それでは、今から栃木県教育委員会教育長の須藤 稔先生のメッセージ「とちぎで学んでいる子どもたちへ」を読み上げます。みなさんも一緒に、そのメッセージに目を通してください。
とちぎで学んでいる子どもたちへ
昨年3月11日に発生した東日本大震災から、間もなく1年が 経とうとしています。みなさんの中には、住み慣れたふるさとを離れ、ここ栃木で生活を送っている人もいることと思います。

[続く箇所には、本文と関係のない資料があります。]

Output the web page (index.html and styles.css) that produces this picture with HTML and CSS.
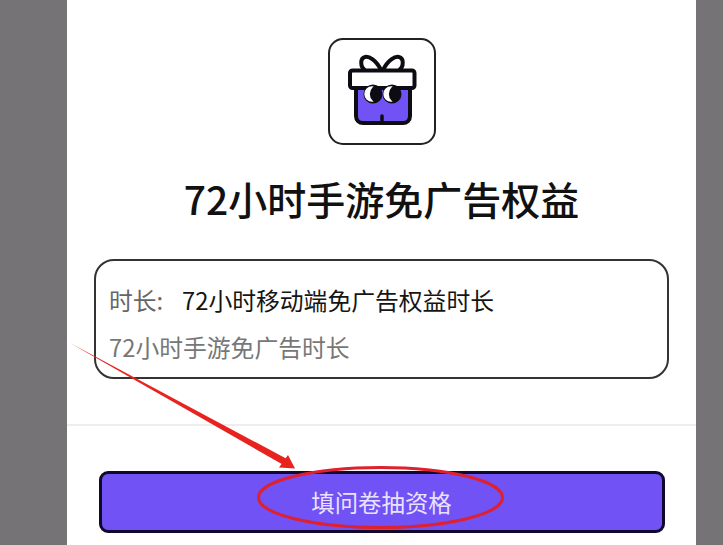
FILE: index.html
```html
<!DOCTYPE html>
<html lang="zh-CN">
	<head>
		<meta charset="utf-8"/>
		<title>72小时手游免广告权益</title>
		<link rel="stylesheet" href="styles.css">
	</head>
	<body>
		<div class="panel">
			<div class="iconBox">
				<svg class="gift" viewBox="20 20 104 103">
					<g fill="none" stroke="#0d0c12" stroke-width="4" stroke-linejoin="round">
						<path d="M71 50 C66 40 59 36 55 37 C50 38 50 47 55 50"/>
						<path d="M73 50 C78 40 85 36 89 37 C94 38 94 47 89 50"/>
					</g>
					<path d="M46 66 H100 V96 C100 100 97 103 93 103 H53 C49 103 46 100 46 96 Z" fill="#7152f5" stroke="#0d0c12" stroke-width="4" stroke-linejoin="round"/>
					<rect x="40" y="50.5" width="64.5" height="17.5" rx="2.5" fill="#fff" stroke="#0d0c12" stroke-width="4"/>
					<path d="M72 102 V96" stroke="#0d0c12" stroke-width="3.5" stroke-linecap="round"/>
					<circle cx="63" cy="74" r="9.5" fill="#0d0c12"/>
					<circle cx="82" cy="74" r="9.5" fill="#0d0c12"/>
					<path d="M62 67 A7 7 0 0 0 62 81 A10 10 0 0 1 62 67 Z" fill="#fff" stroke="#fff" stroke-width="1.4"/>
					<path d="M81 67 A7 7 0 0 0 81 81 A10 10 0 0 1 81 67 Z" fill="#fff" stroke="#fff" stroke-width="1.4"/>
				</svg>
			</div>
			<h1 class="title">72小时手游免广告权益</h1>
			<div class="info">
				<div class="infoRow"><span class="label">时长:</span><span class="value">72小时移动端免广告权益时长</span></div>
				<div class="infoNote">72小时手游免广告时长</div>
			</div>
			<hr class="divider"/>
			<button class="action">填问卷抽资格</button>
		</div>
		<svg class="marks" viewBox="0 0 723 545">
			<polygon points="70,343 287,459 283.5,465" fill="#e8231f"/>
			<polygon points="295,468.5 279,467.5 288,455" fill="#e8231f"/>
			<ellipse cx="380.5" cy="497.5" rx="122" ry="30" fill="none" stroke="#e0202c" stroke-width="3"/>
		</svg>
	</body>
</html>
```

FILE: styles.css
```css
html, body{
	height: 100%;
}

body{
	font-family: "Noto Sans CJK SC", "Noto Sans", sans-serif;
	color: #111;
	margin: 0;
	padding: 0 0 0 67px;
	background: #757376;
	overflow: hidden;
	position: relative;
	box-sizing: border-box;
}

.panel{
	width: 629px;
	height: 545px;
	background: #fff;
	padding-top: 38px;
	box-sizing: border-box;
	display: flex;
	flex-direction: column;
	align-items: center;
}

.iconBox{
	width: 108px;
	height: 107px;
	border: 2px solid #222;
	border-radius: 15px;
	box-sizing: border-box;
}

.gift{
	display: block;
	width: 104px;
	height: 103px;
}

.title{
	font-size: 39px;
	font-weight: 500;
	line-height: 56px;
	margin: 25px 0 33px;
	color: #111;
}

.info{
	width: 575px;
	height: 120px;
	align-self: flex-start;
	margin-left: 27px;
	border: 2px solid #333;
	border-radius: 20px;
	box-sizing: border-box;
	padding: 8px 13px 0;
	display: flex;
	flex-direction: column;
	justify-content: center;
	gap: 13px;
	font-size: 23.8px;
	line-height: 34px;
}

.infoRow{
	display: flex;
}

.label{
	width: 73px;
	color: #666;
}

.value{
	color: #151515;
}

.infoNote{
	color: #777;
}

.divider{
	width: 100%;
	height: 2px;
	margin: 45px 0 0;
	border: none;
	background: #eeeeee;
}

.action{
	width: 566px;
	height: 62px;
	margin-top: 45px;
	border: 3px solid #12082e;
	border-radius: 9px;
	background: #7152f5;
	color: #e9e3ff;
	font-family: inherit;
	font-size: 23.4px;
	padding: 0;
}

.marks{
	position: absolute;
	top: 0;
	left: 0;
	width: 723px;
	height: 545px;
}
```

この大震災からの復旧・復興は、まだまだ困難な状況にあります。このような中で、小学生のみなさんが、被害を受けた子どもたちに応援の手紙や折り紙を送ったり、中学生のみなさんが、 被災地の訪問先で応援メッセージを書いた手作りの横断幕を贈ったり、また、高校生のみなさんが、炊き出しや仮設住宅での交流会に参加するなど、被災地の方々のために、とても素晴らしい活動をしている話を聞きました。みなさんが自ら判断して行動している姿を知り、大変うれしく思っています。
みなさんは、この1年間を振り返って、今まで当たり前だっ たことはなぜ当たり前だったのか、家族の存在や人と人が助け合うとはどのような意味があるのか、人と人との「絆」とは何かなど、改めて考えて欲しいと思っています。そして、この1年間に経験したことや考えたことを踏まえ、自分にできることを、自らの強い意志と責任をもって行動し、自分の将来の夢や希望の実現 に向けてチャレンジして欲しいと思っています。
“みなさんの若い力”が、これからの“とちぎ”そして“日本”に求められています。
栃木県教育委員会教育長 須藤 稔
最後に、黙祷を捧げたいと思います。
「黙祷」(1分間)
ありがとうございました。家に帰ったら、家族のみなさんに、このメッセージをぜひ伝えてください。終わります。